Now that I think of it, garbage collection seems like a wrong choice of words for such valuable piece of data as RAM. I think reclaiming memory expresses the intent better, than collecting garbage. What do you think?

Naming in Go

May 14 2020
Go takes a radically different approach to defining the visibility of members.

There is no "public" or "private" label for items. The case of the initial letter of the identifier determines the visibility of that item.

If the initial character is an upper case letter, the identifier is exported (public); otherwise it is not. 

  • upper case initial letter: Name is visible to clients of package
  • otherwise: name (or _Name) is not visible to clients of package
This rule applies to variables, types, functions, methods, constants, fields. That's all there is to it. 

There's also no method overloading. For a given type, there's only one method with that name. 

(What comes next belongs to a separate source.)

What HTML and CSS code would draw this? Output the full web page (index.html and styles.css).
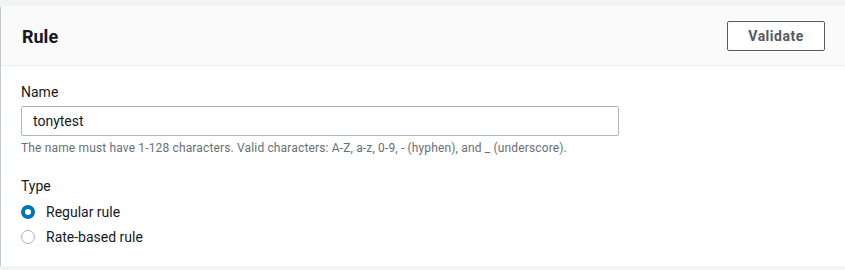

This results in clarity and readable programs. The code itself expresses the programmer's intent. 

I love Go. 

Learning Go

May 13 2020
While learning about Docker, I kept hearing about the Go programming language, and why it's so awesome, fast, fun, and productive, again and again. So finally, as my bedtime read, I started browsing through Brian Kernighan's book, The Go Programming Language.

I have to say that I am thoroughly impressed with both the language and the book. In contrast to other programming books, it doesn't introduce you to the syntax and the basic concepts such as loops, conditions, etc. right from the first chapter. Instead, it takes you through a series of small to medium sized, but very real and powerful programs, to give a feel for the language. Instead of spending few days immersing into the basic syntax of the language and learning the beginner topics, the reader can decide if they do want to program in this language, and if they do want to keep reading. I think it's similar to showing a teaser for a movie.
gopher
For me, it was a great, tasty teaser for the language, which does fit my brain nicely. I was hooked after reading the first few pages of the book. The syntax seemed too enticing to lay in my bed and just keep reading the examples. 

So, I turned on my PC at 11 pm, downloaded a fresh install of Go, and started programming. In a couple of hours, I had written programs from a simple 'Hello, world' to a full-fledged web server, including a concurrent URL processor. 

Go has its unique idioms and style. If only you can liberate yourself from your current programming language and look at Go with a fresh set of eyes and a clear mind, you'll find it easier to understand and appreciate the Go's elegance. 

After the head-first dive into the deep end of the sparkling blue ocean that is Go programming language, I am now looking forward to the second chapter of the book, which gives a much formal introduction to the language.